The Girl from the Tar Paper School: Barbara Rose Johns and the Advent of the Civil Rights Movement

By Teri Kanefield
(Abrams Books for Young Readers, 2014)
56 pp.

Lessons on Brown v. Board of Education on this 60th anniversary should not begin with the 1954 Supreme Court decision but, instead, with the decades of activism that led to the historic ruling. And there is no better way to hook students than with the school walkout led by 15-year-old Barbara Rose Johns in Prince Edward County, Virginia, in 1951. Carefully planned with a sworn-to-secrecy group of fellow high school students, Johns arranged to have the principal called out of the building and then held a high school assembly to announce the walkout to demand a new school building.
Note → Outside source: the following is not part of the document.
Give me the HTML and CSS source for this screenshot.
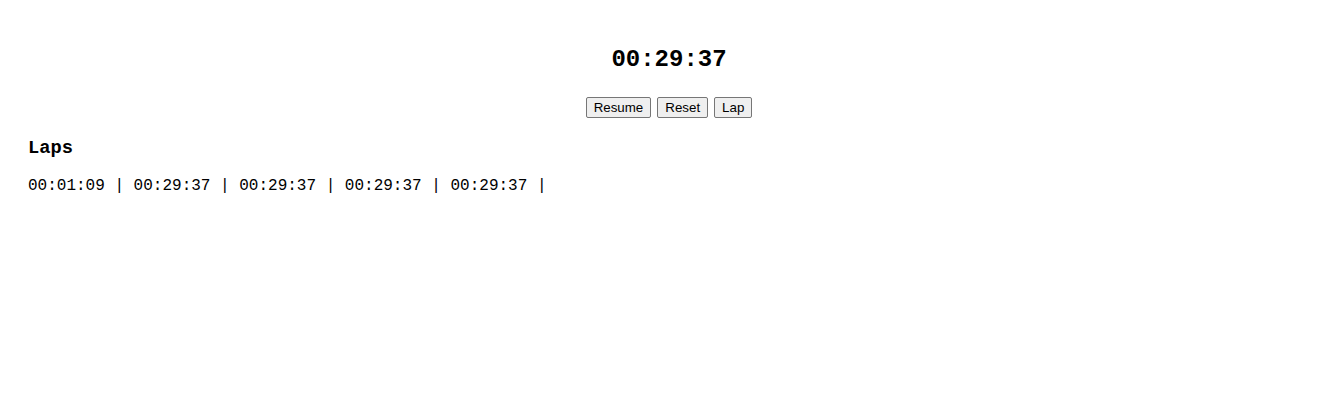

The preparation and the years of struggle that ensued are told in this well-written and beautifully illustrated book for middle school students.

Professional Development

Picturing Restorative Justice: A Vision of the World We Want to Live In

By Joan Kresich
(Infinity Publishing, 2012)
63 pp.

This slender but provocative volume opens with the wonderful quote from Cornell West: “Justice is what love looks like in public.” Through quotes, illustrative cartoons, and questions, readers are introduced to the principles—and advantages—of restorative justice, as opposed to the retributive justice we are used to, which “adds a new harm to the chain.” Although this is not exactly a handbook for implementing restorative justice in schools, it could be used in a variety of contexts, including for staff development or directly with students.